I had been writing fiction for years, but with storylines that I made up. Then, on a whim, I wrote a story about when I was seven, a “true” story, and called it “Rat Stick at Twilight.” My writing group thought it was the best “fiction” I had written (I hadn’t told them it was memoir). One person said it offered a perspective on childhood he hadn’t seen before. That story became Chapter One, and I was on my way to writing Kaufman’s Hill.

 

  1. What became of Taddy Keegan?

After I had finished the first few chapters, a friend of mine read it and said, “Taddy Keegan seems like the kind of person for whom things don’t end well.” How prophetic, I thought. (By the way, Taddy Keegan is not his real name; all the characters in the book have fictitious names.) I don’t know where Taddy is now, or if he is alive or not. After high school, I didn’t see him for years, until I was visiting Pittsburgh one time in my late twenties, and was at a bar and someone told me “Taddy Keegan is here!” I found him and we talked for a while, but I couldn’t understand any of his words. He moved his mouth like it was filled with marbles. I thought he might have acquired some kind of speech impediment, or maybe it was a reaction to some kind of drug he had taken. Later on, I remembered how, as a boy (and this is in the book) Taddy used to put on strange ways of talking just to mess with people. Maybe he was still doing that years later, messing with me. Some time after that, I heard he had a nursery business and was living in Virginia. But for some reason, that story felt apocryphal to me.

 

  1. Does being so in touch with your childhood help you to be a father?

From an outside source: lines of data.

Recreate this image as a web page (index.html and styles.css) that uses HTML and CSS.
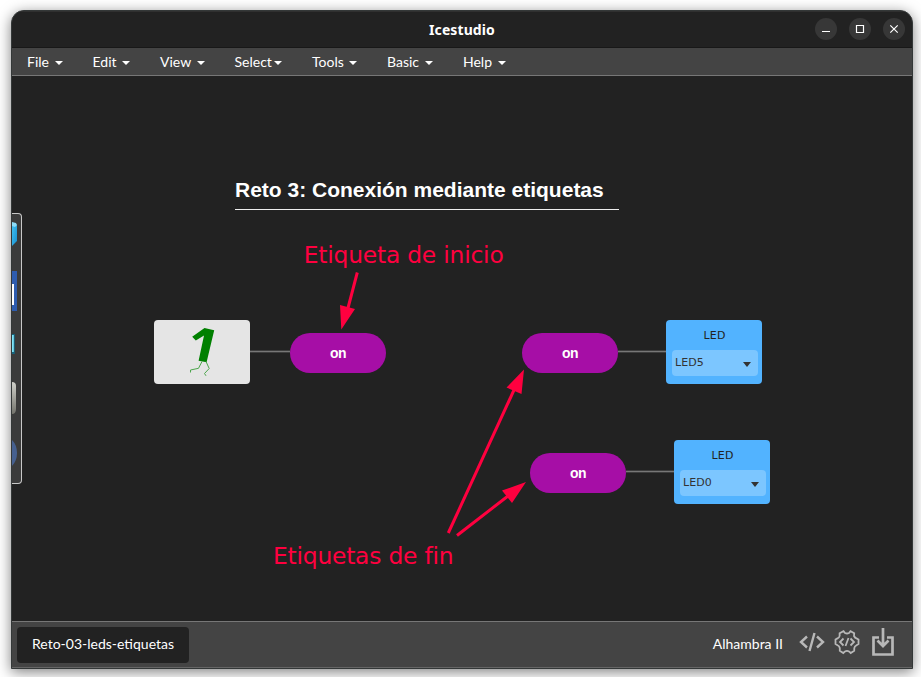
FILE: index.html
```html
<!DOCTYPE html>
<html lang="es">
<head>
<meta charset="utf-8">
<title>Icestudio</title>
<link rel="stylesheet" href="styles.css">
</head>
<body>
<div class="window">
  <header class="titlebar">
    <span class="title">Icestudio</span>
    <div class="controls">
      <span class="control"><svg viewBox="0 0 22 22"><path d="M7 13.5h8"/></svg></span>
      <span class="control"><svg viewBox="0 0 22 22"><path d="M7.5 7.5h7v7h-7z"/></svg></span>
      <span class="control"><svg viewBox="0 0 22 22"><path d="M7.3 7.3l7.4 7.4M14.7 7.3l-7.4 7.4"/></svg></span>
    </div>
  </header>
  <nav class="menu">
    <span class="item file">File</span>
    <span class="item edit">Edit</span>
    <span class="item view">View</span>
    <span class="item select">Select</span>
    <span class="item tools">Tools</span>
    <span class="item basic">Basic</span>
    <span class="item help">Help</span>
  </nav>
  <main class="canvas">
    <aside class="dock">
      <svg viewBox="0 0 10 271" width="10" height="271">
        <defs>
          <linearGradient id="cube" x1="0" x2="1" y2="1"><stop offset="0" stop-color="#45c3f2"/><stop offset="1" stop-color="#168fd0"/></linearGradient>
          <linearGradient id="metal" x1="0" x2="0" y1="0" y2="1"><stop offset="0" stop-color="#d0d0ca"/><stop offset="1" stop-color="#73736c"/></linearGradient>
        </defs>
        <path d="M0 10l5 2v16l-5 5z" fill="url(#cube)"/><path d="M0 9l4 1 1 2-2 2-3-1z" fill="#8ddcf8"/>
        <path d="M0 58h5v40H0z" fill="#2e5caf"/><path d="M0 71h2v21H0z" fill="#fff"/>
        <path d="M0 121h2.8v20H0z" fill="#17647d"/><path d="M0 122h1.8v17H0z" fill="#7fe3f7"/>
        <path d="M0 169q4 0 4 4v23q0 5-4 5z" fill="url(#metal)"/>
        <path d="M0 227q5 5 5 13t-5 13z" fill="#46608f"/>
      </svg>
    </aside>
    <h1 class="heading">Reto 3: Conexión mediante etiquetas</h1>
    <svg class="wires" viewBox="12 76 900 545">
      <g class="wire-edge"><path d="M250 351.5h40M618 351.5h48M626 471.5h48"/></g>
      <g class="wire"><path d="M250 351.5h40M618 351.5h48M626 471.5h48"/></g>
    </svg>
    <div class="node constant">
      <svg viewBox="0 0 96 64">
        <path class="one" d="M60.2 10.2L50.5 8L38.2 16.7L41.8 20.5L50 15.6L44.6 40.7L52.6 42.2z"/>
        <path class="legs" d="M48 41.5L44.5 48.3L36.5 50V52.5M52 41.5L55.2 48.5L50.5 53.5L52 55.8"/>
      </svg>
    </div>
    <div class="node label start">on</div>
    <div class="node label end-top">on</div>
    <div class="node label end-bottom">on</div>
    <div class="node led led-top"><span class="led-title">LED</span><span class="led-pin">LED5</span></div>
    <div class="node led led-bottom"><span class="led-title">LED</span><span class="led-pin">LED0</span></div>
    <svg class="notes" viewBox="12 76 900 545">
      <path class="shaft" d="M357.3 272.5L348 308M448.3 533L514 390M457 535.5L508 496"/>
      <path class="tip" d="M341.3 329.5L340 305L355 309zM524 369.5L521.5 394L506.5 387.5zM526 482L512 503L502 490.5z"/>
      <text x="303.7" y="262.6" textLength="200">Etiqueta de inicio</text>
      <text x="273" y="563.6" textLength="180.5">Etiquetas de fin</text>
    </svg>
  </main>
  <footer class="footer">
    <span class="tab">Reto-03-leds-etiquetas</span>
    <div class="tools-right">
      <span class="board">Alhambra II</span>
      <svg class="code" viewBox="0 0 26 22" width="26" height="22"><path d="M8 5.5L2 11L8 16.5M18 5.5l6 5.5L18 16.5M15.5 2L10.5 20"/></svg>
      <svg class="gear" viewBox="0 0 26 26" width="26" height="26"><path d="M9.5 2.2L11 4Q13 5 15 4L16.5 2.2L20.2 4.2L20 7Q21 9 22.5 9.4L24.5 10.5V15L22.5 16.2Q20.5 17.2 20.3 19L20.2 21.8L16.7 24L15 22.4Q13 21.2 11 22.4L9.3 24L5.8 21.8V19Q5.3 17 3.5 16.2L1.5 15V10.5L3.5 9.4Q5.4 8.5 5.6 7V4.2z"/><path d="M9.5 9.5L6 13l3.5 3.5M16.5 9.5L20 13l-3.5 3.5M14.5 9L11.5 17"/></svg>
      <svg class="load" viewBox="0 0 22 28" width="22" height="28"><path d="M7 9.5H1.5v17h19v-17H15M11 0v17M5.5 12.5L11 18l5.5-5.5"/></svg>
    </div>
  </footer>
</div>
</body>
</html>
```
FILE: styles.css
```css
* { box-sizing: border-box; }
body {
  margin: 0;
  width: 921px;
  height: 677px;
  padding: 10px 8px 8px 11px;
  overflow: hidden;
  background: #fff;
  font-family: Lato, sans-serif;
  color: #fff;
}
.window {
  display: flex;
  flex-direction: column;
  width: 902px;
  height: 659px;
  border: 1px solid #343838;
  border-radius: 13px 13px 0 0;
  background: #222;
  overflow: hidden;
  box-shadow: 0 3px 14px rgba(0, 0, 0, .5);
}
.titlebar {
  display: grid;
  grid-template-columns: 1fr auto 1fr;
  align-items: center;
  height: 37px;
  flex: none;
  border-top: 1px solid #303030;
  border-bottom: 1px solid #181818;
}
.title {
  grid-column: 2;
  font: bold 14px/20px "Noto Sans", sans-serif;
  letter-spacing: .1px;
}
.controls {
  display: flex;
  justify-content: flex-end;
  gap: 12px;
  padding: 0 7px 2px 0;
}
.control { width: 22px; height: 22px; border-radius: 50%; background: #373737; }
.control svg { display: block; fill: none; stroke: #fff; stroke-width: 1.2; }
.menu {
  display: flex;
  flex: none;
  height: 28px;
  padding-left: 15px;
  background: #444;
  border-bottom: 1px solid #777;
  font-size: 14px;
  line-height: 28px;
}
.item { display: flex; align-items: center; justify-content: space-between; }
.item::after {
  content: "";
  margin-top: 2px;
  border: 4px solid transparent;
  border-top-color: #fff;
  border-bottom: 0;
}
.file { width: 36px; margin-right: 29.5px; }
.edit { width: 37.5px; margin-right: 30px; }
.view { width: 45px; margin-right: 29.5px; }
.select { width: 47.5px; margin-right: 30px; }
.tools { width: 45px; margin-right: 30px; }
.basic { width: 46px; margin-right: 30px; }
.help { width: 43px; }
.canvas { position: relative; flex: 1; background: #222; }
.dock {
  position: absolute;
  left: 0;
  top: 137px;
  width: 10px;
  height: 271px;
  overflow: hidden;
  border: 1px solid #c8c8c8;
  border-left: 0;
  border-radius: 0 4px 4px 0;
  background: #3b3b3b;
}
.dock svg { display: block; margin-top: -1px; }
.heading {
  position: absolute;
  left: 223px;
  top: 102px;
  width: 384px;
  height: 32px;
  margin: 0;
  border-bottom: 1px solid #eee;
  font: bold 21px/24px "Liberation Sans", sans-serif;
  white-space: nowrap;
}
.wires, .notes { position: absolute; left: 0; top: 0; width: 900px; height: 545px; }
.wire-edge { stroke: #484848; stroke-width: 2.4; }
.wire { stroke: #777; stroke-width: 1; }
.shaft { stroke: #ff003f; stroke-width: 3; }
.tip { fill: #ff003f; }
.notes text { fill: #ff003f; font: 23.4px "DejaVu Sans", sans-serif; }
.node { position: absolute; width: 96px; }
.constant { left: 142px; top: 244px; height: 64px; border-radius: 4px; background: #e5e5e5; }
.constant svg { display: block; }
.one { fill: #008000; }
.legs { fill: none; stroke: #4ca64c; stroke-width: 1; stroke-linejoin: miter; }
.label {
  height: 40px;
  border-radius: 20px;
  background: #a60ea6;
  font: bold 14px/40px "Liberation Sans", sans-serif;
  letter-spacing: -.5px;
  text-align: center;
}
.start { left: 278px; top: 257px; }
.end-top { left: 510px; top: 257px; }
.end-bottom { left: 518px; top: 377px; }
.led {
  height: 64px;
  padding: 5px 4px 0 6px;
  border-radius: 4px;
  background: #52b3ff;
  color: #333;
  font: 11px "DejaVu Sans", sans-serif;
}
.led-top { left: 654px; top: 244px; }
.led-bottom { left: 662px; top: 364px; }
.led-title {
  display: block;
  height: 25px;
  padding-right: 1px;
  line-height: 22px;
  letter-spacing: .2px;
  text-align: center;
  color: #222;
}
.led-pin {
  display: flex;
  align-items: center;
  justify-content: space-between;
  height: 26px;
  padding: 0 7px 2px 3px;
  border-radius: 4px;
  background: #7cc6ff;
  letter-spacing: .1px;
}
.led-pin::after {
  content: "";
  margin-top: 5px;
  border: 4px solid transparent;
  border-top: 5px solid #333;
  border-bottom: 0;
}
.footer {
  display: flex;
  flex: none;
  justify-content: space-between;
  align-items: center;
  height: 47px;
  padding: 0 18px 0 5px;
  background: #444;
  border-top: 1px solid #777;
  border-bottom: 1px solid #666;
  font-size: 14px;
}
.tab { width: 172px; height: 36px; padding-left: 15px; border-radius: 4px; background: #222; line-height: 33px; }
.tools-right { display: flex; align-items: center; padding-bottom: 2px; }
.tools-right svg { fill: none; stroke: #b8b8b8; }
.board { margin-right: 16px; }
.code { margin-top: -3px; margin-right: 9px; stroke-width: 2.4; }
.gear { margin-top: -3px; margin-right: 12px; stroke-width: 1.8; }
.load { margin-top: -3px; stroke-width: 2.7; }
```
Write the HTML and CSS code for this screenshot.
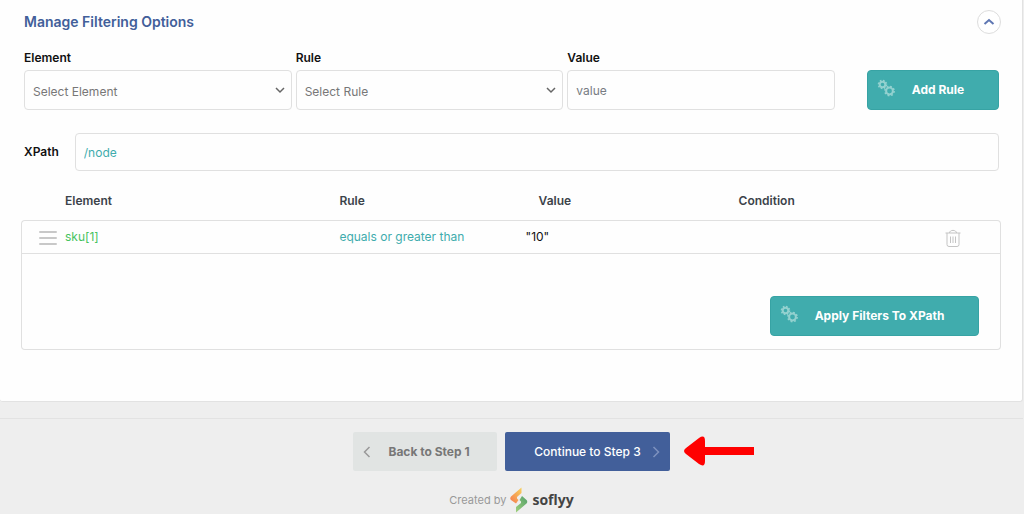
FILE: index.html
```html
<!DOCTYPE html>
<html lang="en">
  <head>
    <meta charset="UTF-8" />
    <meta name="viewport" content="width=device-width, initial-scale=1" />
    <title>Manage Filtering Options</title>
    <link rel="stylesheet" href="styles.css">
  </head>
  <body>
    <svg class="symbols" aria-hidden="true">
      <symbol id="gears" viewBox="0 0 18 18">
        <g fill="none" stroke="currentColor">
          <circle cx="5.5" cy="5.5" r="2.8" stroke-width="2" />
          <circle cx="5.5" cy="5.5" r="4" stroke-width="1.6" stroke-dasharray="1.6 1.54" />
          <circle cx="12.5" cy="12" r="3.4" stroke-width="2" />
          <circle cx="12.5" cy="12" r="4.6" stroke-width="1.6" stroke-dasharray="1.8 1.81" />
        </g>
      </symbol>
    </svg>

    <main class="panel">
      <header class="panel-header">
        <h1>Manage Filtering Options</h1>
        <button type="button" class="collapse" aria-label="Collapse">
          <svg width="12" height="8" viewBox="0 0 12 8"><path d="M1.500 6 6 2l4.500 4" /></svg>
        </button>
      </header>

      <form class="rule-form">
        <div class="field">
          <label for="element">Element</label>
          <select id="element">
            <option>Select Element</option>
          </select>
        </div>
        <div class="field">
          <label for="rule">Rule</label>
          <select id="rule">
            <option>Select Rule</option>
          </select>
        </div>
        <div class="field">
          <label for="value">Value</label>
          <input type="text" id="value" placeholder="value" />
        </div>
        <button type="button" class="btn btn-teal">
          <svg class="gears"><use href="#gears" /></svg>
          <span>Add Rule</span>
        </button>
      </form>

      <div class="xpath">
        <label for="xpath">XPath</label>
        <input type="text" id="xpath" value="/node" />
      </div>

      <table class="rules">
        <colgroup>
          <col class="col-handle" />
          <col class="col-element" />
          <col class="col-rule" />
          <col class="col-value" />
          <col />
          <col class="col-delete" />
        </colgroup>
        <thead>
          <tr>
            <th></th>
            <th>Element</th>
            <th>Rule</th>
            <th class="value-head">Value</th>
            <th>Condition</th>
            <th></th>
          </tr>
        </thead>
        <tbody>
          <tr>
            <td class="handle">
              <svg width="18" height="14" viewBox="0 0 18 14"><path d="M1 1h16M1 7h16M1 13h16" /></svg>
            </td>
            <td class="element">sku[1]</td>
            <td class="rule">equals or greater than</td>
            <td>"10"</td>
            <td></td>
            <td class="delete">
              <button type="button" class="trash" aria-label="Delete rule">
                <svg width="16" height="18" viewBox="0 0 16 18">
                  <path d="M.5 4h15M4.500 4c0-3.500 7-3.500 7 0M2 4v11.500q0 2 2 2h8q2 0 2-2V4M5.500 7.500v6.500M8 7.500v6.500M10.500 7.500v6.500" />
                </svg>
              </button>
            </td>
          </tr>
        </tbody>
        <tfoot>
          <tr>
            <td colspan="6">
              <button type="button" class="btn btn-teal btn-apply">
                <svg class="gears"><use href="#gears" /></svg>
                <span>Apply Filters To XPath</span>
              </button>
            </td>
          </tr>
        </tfoot>
      </table>
    </main>

    <footer class="footer">
      <nav class="steps">
        <button type="button" class="btn btn-back">
          <svg width="8" height="12" viewBox="0 0 8 12"><path d="M6.500 1 1.500 6l5 5" /></svg>
          <span>Back to Step 1</span>
        </button>
        <button type="button" class="btn btn-next">
          <span>Continue to Step 3</span>
          <svg width="8" height="12" viewBox="0 0 8 12"><path d="m1.500 1 5 5-5 5" /></svg>
        </button>
        <svg class="arrow" width="70" height="30" viewBox="0 0 70 30">
          <path d="M2 12 15 2q6-4 6 3v6h49v8H21v6q0 7-6 3L2 18q-4-3 0-6Z" />
        </svg>
      </nav>

      <a href="#" class="credit">
        <span>Created by</span>
        <svg width="18" height="26" viewBox="0 0 18 26">
          <defs>
            <linearGradient id="orange" x1="0" y1="1" x2="1" y2="0">
              <stop offset="0" stop-color="#f5794f" />
              <stop offset="1" stop-color="#f7d25c" />
            </linearGradient>
            <linearGradient id="green" x1="1" y1="0" x2="0" y2="1">
              <stop offset="0" stop-color="#54a06a" />
              <stop offset="1" stop-color="#9fd07c" />
            </linearGradient>
          </defs>
          <path fill="url(#orange)" d="M11.500.5v5.500L7 10v1.500L8.500 13 6 16.500 1 13q-1.500-1.500 0-3.500Z" />
          <path fill="url(#green)" d="m12 9 4.500 4q1.500 1.500 0 3.500L6 25.500V20l5-4v-1.500L9.500 13Z" />
        </svg>
        <strong>soflyy</strong>
      </a>
    </footer>
  </body>
</html>
```
FILE: styles.css
```css
* {
  box-sizing: border-box;
  margin: 0;
  padding: 0;
}

body {
  font-family: 'Inter', sans-serif;
  font-size: 12px;
  line-height: 16px;
  background-color: #eee;
  color: #111;
}

button,
input,
select {
  font: inherit;
}

button {
  cursor: pointer;
}

svg {
  flex: none;
}

.symbols {
  display: none;
}

.panel {
  margin-right: 1px;
  padding: 10px 23px 51px 24px;
  background-color: #fefefe;
  border: solid #e2e2e2;
  border-width: 0 1px 1px 0;
  border-radius: 0 0 3px 3px;
}

.panel-header {
  display: flex;
  align-items: center;
  justify-content: space-between;
  margin-bottom: 16px;
}

h1 {
  font-size: 14px;
  font-weight: 600;
  color: #425f9a;
}

.collapse {
  display: flex;
  align-items: center;
  justify-content: center;
  width: 24px;
  height: 24px;
  margin-right: -2px;
  background: #fff;
  border: 1px solid #ddd;
  border-radius: 50%;
}

.collapse path {
  fill: none;
  stroke: #5f77b3;
  stroke-width: 2;
}

.rule-form {
  display: grid;
  grid-template-columns: repeat(3, 1fr) 160px;
  gap: 4px;
  align-items: end;
}

.rule-form .btn {
  width: 132px;
  justify-self: end;
}

label {
  font-weight: 600;
}

.field label {
  display: block;
  margin-bottom: 4px;
}

select,
input {
  width: 100%;
  height: 40px;
  padding: 0 8px;
  background-color: #fefefe;
  border: 1px solid #e0e0e0;
  border-radius: 4px;
  color: #777;
}

select {
  appearance: none;
  padding-top: 3px;
  background-image: url("data:image/svg+xml,%3Csvg xmlns='http://www.w3.org/2000/svg' width='12' height='8'%3E%3Cpath d='M2 2l4 4 4-4' fill='none' stroke='%23666' stroke-width='1.5'/%3E%3C/svg%3E");
  background-repeat: no-repeat;
  background-position: right 5px center;
}

input::placeholder {
  color: #777c82;
}

.btn {
  display: flex;
  align-items: center;
  height: 40px;
  padding: 0 9px;
  border: 0;
  border-radius: 4px;
  font-weight: 700;
  color: #fff;
}

.btn span {
  flex: 1;
  text-align: center;
}

.btn-teal {
  padding-right: 17px;
  background-color: #40acad;
  border: 1px solid #37a3a4;
}

.gears {
  width: 18px;
  height: 18px;
  margin-bottom: 4px;
  color: #93d1cf;
}

.xpath {
  display: flex;
  align-items: center;
  gap: 16px;
  margin-top: 23px;
}

.xpath input {
  flex: 1;
  height: 38px;
  color: #40acad;
}

.rules {
  width: calc(100% + 5px);
  margin: 11px -2px 0 -3px;
  table-layout: fixed;
  border-spacing: 0;
}

.col-handle {
  width: 44px;
}

.col-element {
  width: 28%;
}

.col-rule {
  width: 19%;
}

.col-value {
  width: 213px;
}

.col-delete {
  width: 96px;
}

.rules th {
  height: 38px;
  text-align: left;
  font-weight: 600;
  color: #3c434a;
}

.rules .value-head {
  padding-left: 13px;
}

.rules td {
  border: 0 solid #e0e0e0;
}

tbody td {
  height: 34px;
}

.rules tbody td {
  border-width: 1px 0;
}

.rules tbody td:first-child {
  border-left-width: 1px;
  border-top-left-radius: 4px;
}

.rules tbody td:last-child {
  border-right-width: 1px;
  border-top-right-radius: 4px;
}

.rules tfoot td {
  padding: 42px 21px 13px;
  border-width: 0 1px 1px;
  border-radius: 0 0 4px 4px;
}

.handle svg {
  display: block;
  margin: 2px auto 0 17px;
}

.handle path {
  stroke: #c8c8c8;
  stroke-width: 2;
  stroke-linecap: round;
}

.element {
  color: #46c35f;
}

.rule {
  color: #40acad;
}

.trash {
  display: block;
  margin: 2px auto 0;
  background: none;
  border: 0;
}

.trash svg {
  display: block;
}

.trash path {
  fill: none;
  stroke: #c4c4c4;
}

.btn-apply {
  width: 209px;
  margin-left: auto;
}

.footer {
  margin: 16px 1px 0 0;
  padding-top: 13px;
  border-top: 1px solid #e2e2e2;
}

.steps {
  position: relative;
  display: flex;
  justify-content: center;
  gap: 8px;
  width: max-content;
  margin: 0 auto;
}

.btn-back,
.btn-next {
  height: 39px;
  border-radius: 2px;
}

.btn-back {
  width: 144px;
  padding: 0 10px;
  background-color: #e1e4e3;
  color: #777;
}

.btn-next {
  width: 165px;
  padding: 0 10px 0 18px;
  background-color: #425f9a;
  font-weight: 500;
}

.steps .btn path {
  fill: none;
  stroke: #999;
  stroke-width: 1.5;
}

.steps .btn-next path {
  stroke: #7d92bf;
}

/* pointer laid over the footer, beside the next button */
.arrow {
  position: absolute;
  left: calc(100% + 14px);
  top: 4px;
  fill: #f00;
}

.credit {
  display: flex;
  align-items: center;
  justify-content: center;
  gap: 4px;
  margin-top: 16px;
  font-size: 11px;
  color: #999;
  text-decoration: none;
}

.credit strong {
  font-family: 'Open Sans', sans-serif;
  font-size: 14px;
  font-weight: 700;
  color: #444;
}
```
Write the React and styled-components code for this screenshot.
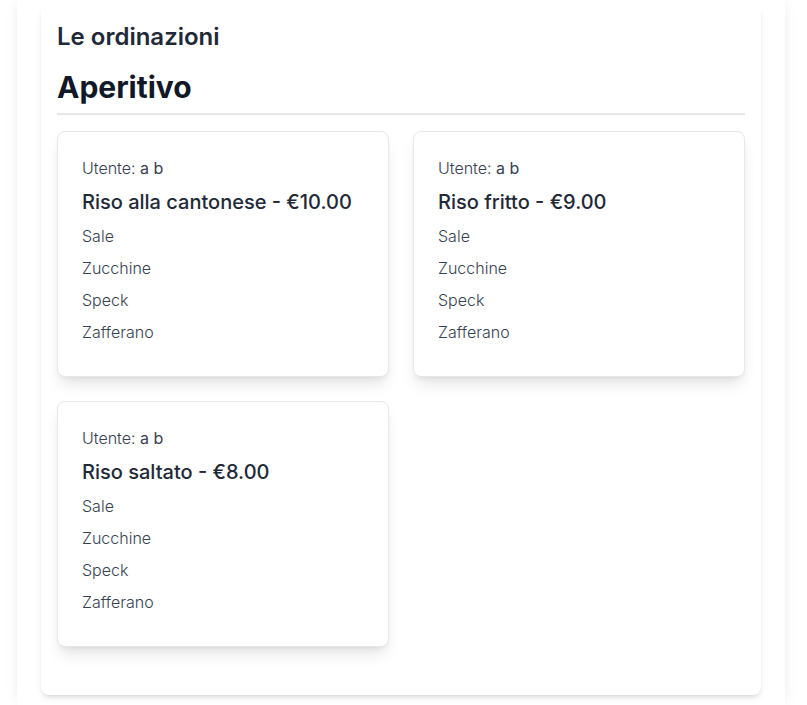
import React from "react";
import styled, { createGlobalStyle } from "styled-components";

const GlobalStyle = createGlobalStyle`
  *, *::before, *::after { box-sizing: border-box; }
  body {
    margin: 0;
    background: #fff;
    font-family: Inter, "Open Sans", sans-serif;
    font-size: 16px;
    line-height: 24px;
    color: #1f2937;
  }
  h2, h3, h4, p, ul { margin: 0; padding: 0; }
`;

const Page = styled.main`
  display: flex;
  min-height: 100vh;
  padding: 0 22px 0 17px;
  overflow: hidden;
`;

const Sheet = styled.div`
  flex: 1;
  min-width: 0;
  padding: 5px 24px 10px;
  background: #fff;
  box-shadow: 0 0 15px -3px rgba(0, 0, 0, 0.1), 0 0 6px -4px rgba(0, 0, 0, 0.1);
`;

const Panel = styled.section`
  padding: 16px 16px 48px;
  border-radius: 8px;
  background: #fff;
  box-shadow: 0 4px 6px -1px rgba(0, 0, 0, 0.1), 0 2px 4px -2px rgba(0, 0, 0, 0.1);
`;

const PanelTitle = styled.h2`
  margin-bottom: 16px;
  font-size: 24px;
  line-height: 32px;
  font-weight: 600;
`;

const CourseTitle = styled.h3`
  margin-bottom: 16px;
  padding-bottom: 8px;
  border-bottom: 2px solid #e5e7eb;
  font-size: 30px;
  line-height: 36px;
  font-weight: 700;
  color: #111827;
`;

const OrderGrid = styled.div`
  display: grid;
  grid-template-columns: repeat(2, minmax(0, 1fr));
  gap: 24px;
`;

const OrderCard = styled.article`
  padding: 24px;
  border: 1px solid #e5e7eb;
  border-radius: 8px;
  background: #fff;
  box-shadow: 0 10px 15px -3px rgba(0, 0, 0, 0.1), 0 4px 6px -4px rgba(0, 0, 0, 0.1);
`;

const UserLine = styled.p`
  margin-bottom: 8px;
  font-weight: 300;
  color: #374151;
`;

const UserName = styled.span`
  font-weight: 400;
`;

const DishTitle = styled.h4`
  margin-bottom: 8px;
  font-size: 20px;
  line-height: 28px;
  font-weight: 500;
`;

const Ingredients = styled.ul`
  list-style: none;
`;

const Ingredient = styled.li`
  margin-bottom: 8px;
  font-weight: 300;
  color: #374151;
`;

const ingredients = ["Sale", "Zucchine", "Speck", "Zafferano"];

const orders = [
  { user: "a b", dish: "Riso alla cantonese", price: "10.00", ingredients },
  { user: "a b", dish: "Riso fritto", price: "9.00", ingredients },
  { user: "a b", dish: "Riso saltato", price: "8.00", ingredients },
];

function Order({ order }) {
  return (
    <OrderCard>
      <UserLine>
        Utente: <UserName>{order.user}</UserName>
      </UserLine>
      <DishTitle>{`${order.dish} - €${order.price}`}</DishTitle>
      <Ingredients>
        {order.ingredients.map((name) => (
          <Ingredient key={name}>{name}</Ingredient>
        ))}
      </Ingredients>
    </OrderCard>
  );
}

export default function App() {
  return (
    <>
      <GlobalStyle />
      <Page>
        <Sheet>
          <Panel>
            <PanelTitle>Le ordinazioni</PanelTitle>
            <CourseTitle>Aperitivo</CourseTitle>
            <OrderGrid>
              {orders.map((order) => (
                <Order key={order.dish} order={order} />
              ))}
            </OrderGrid>
          </Panel>
        </Sheet>
      </Page>
    </>
  );
}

My father was always so removed and never talked to me. So I have worked on being a strong presence in my daughter’s life. But writing a book about childhood carries with it the danger of thinking too much about the past, and repeating too many stories that can cast a shadow on the present.

 

  1. Why did you feel that you had to write this now?

I started the book in the mid-1990s. Then I stopped to work on a book about intellectual history (Paranoia and Contentment). When I went back to Kaufman’s Hill in 2004, it was after my mother had just died (my father had died in 1975). I felt strangely liberated and driven to reveal things more deeply, especially about my father and his world, and to focus on how the old days shape our present and future selves in ways we may not readily want to admit.

 

  1. How long did this take you to write?

Overall about seven years. And then there was revision.

 

  1. What made you want to be a writer?

It started in college, being exposed to so many great writers. I remember being especially fascinated by writing styles―how each writer finds a way to take command of language in an original and startling way. Eventually, I realized how all good writing is about the rhythms, whether it is poetry or fiction or drama or nonfiction. And if you want to achieve strong rhythms, you have to read your writing out loud.

  1. What helped you to remember the past so clearly? Journals?

I’ve kept journals, on and off, since my college days. But for ages 7 to 14, I had to rely on images. My siblings marvel at how I can remember so much about the old days. And I tell them it is not so much about remembering a narrative of events, as much as letting the indelible images resurface. So many of them are as fresh in my mind as they were 50 years ago. I don’t know why that is, or even if it is a good thing, but I suspect it is.

 

  1. Have you resolved your questions about religion?

I think if people “resolve” their questions about religion, then their religion owns them instead of them owning their religion. Faith, by definition, brings with it a constant sense of doubt.

Otherwise, it isn’t faith, but rather dogma. I would say that my decision to include so many issues of Catholicism, especially in the second half of the book, deepened my cultural understanding of religion and the role it plays shaping our evolving identities, whether we move towards religion or away from it.

 

  1. Do you think that schools today are properly addressing bullying problems?

I think it is gradually getting better. But I still think schools are often reluctant to take action until serious damage has been done. I would like to see school administrators and teachers talking to the parents of bullying children when those children are in first and second and third grades. By sixth grade, it is often too late.

 

  1. Are you still in touch with people you mention in this book, other than family?

Yes. Several of them know they are in the book, but they haven’t seen it yet. Maybe that is why they have given me their blessing. However, there are people in the book I am no longer in touch with, and they are probably going to be unhappy when they see themselves portrayed, even though their names have been changed. I didn’t worry too much about that when I was writing the book. But once you know the book is getting published, the anxiety about that does increase.

 

  1. Did you send your children to Catholic school?

My daughter just started going to a Catholic high school. I am a believer in public education. However, she is going to a terrific school of her own choosing, and we are pleased about that.

 

  1. Why did you name this Kaufman’s Hill?

I had some other names early on, but was uncomfortable with all of them. Then during the revision process, I realized how central Kaufman’s Hill was to the book. It came to symbolize for me an idyllic world vanishing right into the twilight, yet somehow is always there.

I think Kaufman’s Hill was the title all along, I just didn’t know it.

 

  1. What is your writing process?

I like to write from mid morning to early afternoon, never worrying about punctuation and spelling, because I’m trying to catch up with my fingers to what I’m seeing in my mind’s eye.

The resulting pages may look like gibberish, but after that, it’s all about the process of revision. Sometimes I revise late at night, and oftentimes reading out loud. And I revise the same few pages over and over again… until I like the rhythms and lyrical quality of every line, until it seems there is something special on every page. And then I move on…

 

  1. What part of writing the book was most challenging?

I had to make a decision, early on, whether to write from the perspective of the boy, or from an older man looking back, or from both. My instinct told me to write from the perspective of the boy because that would create a greater intensity, a greater truth and sense of presence. But the problem is you are then limited to the vocabulary of a boy, which created an aesthetic problem. So my literary struggle was to maintain the boy’s voice, but keep the writing lyrical and fresh. I found I could do it, but it was slow going.